Most Capra efforts come with moralistic tendencies, and this seems even more prominent with Town. Really, the Deeds character often seems to exist solely so the movie can present lectures about the right and wrong ways to live life.

A little of this goes a long way, and I think Town overdoes it. Sure, I expect a less than subtle moral lesson from Capra, but this film lacks nuance. It badgers us with its notions and leaves little room for flexibility or alternate ideas.

Despite this pedantic tendency, Town manages a reasonable amount of entertainment. While I think Cooper was a fairly limited actor, he gives Deeds a wide-eyed innocence that feels appropriate. In the wrong hands, Deeds could become a thoroughly irritating concoction, but Cooper adds enough charm to overcome those issues.

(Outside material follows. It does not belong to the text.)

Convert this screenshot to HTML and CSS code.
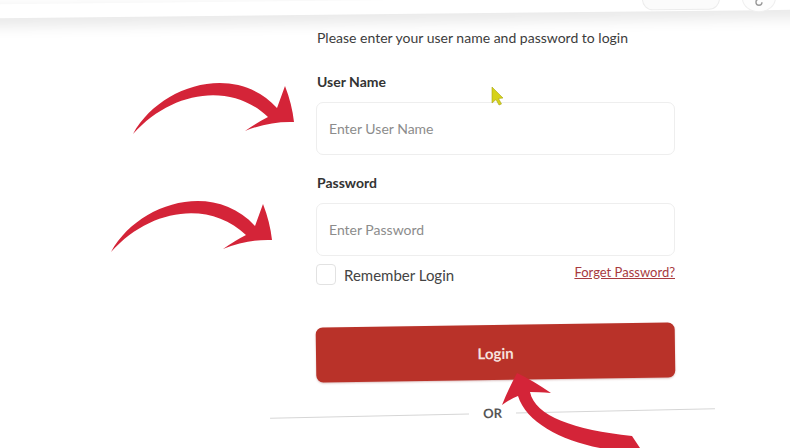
FILE: index.html
```html
<!DOCTYPE html>
<html lang="en">
<head>
<meta charset="utf-8">
<title>Login</title>
<link rel="stylesheet" href="styles.css">
</head>
<body>
<header class="topbar">
  <div class="topbar-pill"><span class="dot"></span><span class="dot"></span><span class="dot"></span></div>
  <div class="topbar-circle">
    <svg class="glyph" width="10" height="10" viewBox="0 0 10 10" xmlns="http://www.w3.org/2000/svg"><path d="M8 5 A3 3 0 1 1 5 2" fill="none" stroke="#9a9a9a" stroke-width="1.4"/></svg>
  </div>
</header>
<main class="login">
  <p class="intro">Please enter your user name and password to login</p>
  <label class="field-label" for="user">User Name</label>
  <div class="input-box"><input id="user" class="input" type="text" placeholder="Enter User Name"></div>
  <label class="field-label pw" for="pass">Password</label>
  <div class="input-box"><input id="pass" class="input" type="password" placeholder="Enter Password"></div>
  <div class="options">
    <label class="remember"><span class="checkbox"></span>Remember Login</label>
    <a class="forgot" href="#">Forget Password?</a>
  </div>
  <button class="login-btn" type="button">Login</button>
  <div class="or-row"><span class="line"></span><span class="or">OR</span><span class="line"></span></div>
</main>
<svg class="overlay" width="790" height="448" viewBox="0 0 790 448" xmlns="http://www.w3.org/2000/svg">
  <path class="arrow" d="M133,134 C160,85 235,62 277,108 L285,86 Q292,104 294,122 Q270,121 245,131 Q258,122 268,117 C232,82 172,90 133,134 Z"/>
  <path class="arrow" transform="translate(-22,118)" d="M133,134 C160,85 235,62 277,108 L285,86 Q292,104 294,122 Q270,121 245,131 Q258,122 268,117 C232,82 172,90 133,134 Z"/>
  <path class="arrow" d="M517,373 Q532,380 551,393 Q538,392 530,392 C535,416 574,430 632,436 L640,448 L600,448 C560,440 526,422 518,396 Q510,399 502,405 Q508,390 517,373 Z"/>
  <polygon class="cursor" points="492,87 503,98 498.5,98.5 501.5,104 499,105 496,99.5 492,103"/>
</svg>
</body>
</html>
```
FILE: styles.css
```css
* { box-sizing: border-box; }
html, body { margin: 0; padding: 0; }
body {
  width: 790px;
  height: 448px;
  overflow: hidden;
  background: #ffffff;
  font-family: Lato, "Open Sans", "Liberation Sans", sans-serif;
  color: #3a3a3a;
  position: relative;
}
.topbar {
  height: 14px;
  width: 830px;
  margin-left: -20px;
  background: #ffffff;
  box-shadow: 0 6px 16px rgba(0, 0, 0, 0.12);
  transform: rotate(-0.6deg);
  display: flex;
  justify-content: flex-end;
  align-items: flex-end;
  gap: 22px;
  padding-right: 34px;
  position: relative;
  z-index: 1;
}
.topbar-pill {
  width: 78px;
  height: 24px;
  margin-bottom: 1px;
  border: 1px solid #ececec;
  border-radius: 11px;
  background: #fbfbfb;
  display: flex;
  justify-content: center;
  align-items: flex-start;
  gap: 3px;
  padding-top: 10px;
}
.dot { width: 2px; height: 2px; border-radius: 50%; background: #c4c4c4; }
.topbar-circle {
  width: 34px;
  height: 28px;
  margin-bottom: -2px;
  border: 1px solid #efefef;
  border-radius: 50%;
  background: #fdfdfd;
  display: flex;
  justify-content: center;
  align-items: flex-start;
  padding-top: 12px;
}
.glyph { display: block; }

.login {
  width: 359px;
  margin-left: 316px;
  display: flex;
  flex-direction: column;
}
.intro {
  margin: 15px 0 0 1px;
  font-size: 14px;
  line-height: 18px;
  color: #3c3c3c;
}
.field-label {
  margin: 26px 0 11px 1px;
  font-size: 14px;
  line-height: 18px;
  font-weight: 700;
  color: #333333;
}
.field-label.pw { margin-top: 19px; }
.input-box {
  height: 53px;
  border: 1px solid #eeeeee;
  border-radius: 7px;
  background: #ffffff;
  display: flex;
  align-items: center;
  padding: 0 12px;
}
.input {
  border: none;
  outline: none;
  width: 100%;
  font-family: inherit;
  font-size: 14px;
  color: #333;
  background: transparent;
  padding: 0;
}
.input::placeholder { color: #8c8c8c; }
.options {
  margin-top: 8px;
  height: 21px;
  display: flex;
  justify-content: space-between;
  align-items: center;
}
.remember {
  display: flex;
  align-items: center;
  gap: 8px;
  font-size: 15px;
  line-height: 18px;
  color: #444444;
}
.checkbox {
  width: 20px;
  height: 21px;
  border: 1px solid #e2e2e2;
  border-radius: 4px;
  background: #fff;
}
.forgot {
  font-size: 13px;
  line-height: 16px;
  margin-top: -6px;
  color: #a83a3e;
  text-decoration: underline;
}
.login-btn {
  margin-top: 40px;
  height: 55px;
  border: none;
  border-radius: 7px;
  background: #b93229;
  color: #f6e2df;
  font-family: inherit;
  font-size: 15px;
  font-weight: 700;
  box-shadow: 0 1px 2px rgba(120, 20, 20, 0.25);
  transform: rotate(-0.8deg);
}
.or-row {
  margin: 25px -40px 0 -46px;
  display: flex;
  align-items: center;
  gap: 14px;
  transform: rotate(-1.2deg);
}
.line { flex: 1; height: 1px; background: #d6d6d6; }
.or { font-size: 13px; font-weight: 700; color: #555; line-height: 16px; }

.overlay {
  position: absolute;
  top: 0;
  left: 0;
  pointer-events: none;
  z-index: 2;
}
.arrow { fill: #d42438; }
.cursor { fill: #d6d21a; stroke: #a8a412; stroke-width: 0.6; }
```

Arthur played a lot of roles like Babe, the cynical city woman who becomes smitten by the earnest outsider. Arthur did this sort of role well, and she handles Babe in the expected manner. Arthur does no heavy lifting but she gives her character the expected layers.

While I largely enjoy Town, I admit I view it as second-tier Capra. The director’s better efforts come with a little more meat on their bones, as I think Town lacks enough real substance to carry its 116 minutes. Nonetheless, it offers reasonable charm and becomes a likable diversion.

The Blu-ray Grades: Picture A-/ Audio B-/ Bonus C+

Mr. Deeds Goes to Town appears in an aspect ratio of 1.33:1 on this Blu-ray Disc. The 80-year-old movie barely showed its age via this excellent transfer.

Sharpness seemed quite good. A smidgen of softness crept into a couple of shots, but not in a major way. This left the movie as an accurate, distinctive presentation.

I saw no issues with jaggies or moiré effects, and edge haloes remained absent. With natural grain, I didn’t suspect overuse of digital noise reduction, and print flaws never caused problems.

Blacks looked strong. The movie came with dark tones and solid contrast throughout the experience. Shadows seemed smooth and concise, without excessive thickness. I felt wholly pleased with this terrific image.

I don't expect a whole lot from an 80-year-old soundtrack, but the DTS-HD MA monaural audio worked pretty well. Dialogue seemed intelligible and showed good definition despite some inevitable thinness. Effects didn’t play a huge role, but they gave us reasonable accuracy.

Music favored the treble side of the coin, but the score had decent pep and fullness. Background noise wasn’t an issue – indeed, I felt like the source got a little too much tampering there, as the results seemed unnaturally quiet. Overall, though, the audio seemed satisfying.

As we move to extras, we launch with an audio commentary from director’s son Frank Capra Jr. He provides a running, screen-specific look at the movie’s path to the screen, cast/crew, some production topics and thoughts about his dad.

Capra tends to be a spotty audio commentary participant, and this track reminds us of his negative tendencies. At times, Capra manages to produce a few interesting nuggets. However, these remain few and far between, so much of the movie passes without any information. That makes it a slow chat without much merit.

We hear more from Junior during Frank Capra Jr. Remembers... Mr. Deeds Go to Town. This 11-minute, 11-second piece looks at the project’s roots and development, script, story and characters, cast and performances, and the film’s reception/legacy. Capra offers a few decent notes but lacks much insight.

In addition to a theatrical re-release trailer, we find a vintage advertising gallery. It provides eight stills that show promo items from the 1930s. It’s a brief but enjoyable compilation.

This package also contains a book bound into the Blu-ray packaging. It presents photos, advertising and essays. The book adds a nice component to the package.

Though not one of Frank Capra’s strongest films, Mr. Deeds Goes to Town manages to deliver an entertaining piece. I could live without its rampant moralizing, but the experience boasts enough charm to overcome its deficits. The Blu-ray delivers optimal visuals along with reasonably good audio and mediocre supplements. Even with inconsistencies, Town ends up as a likable enough fable.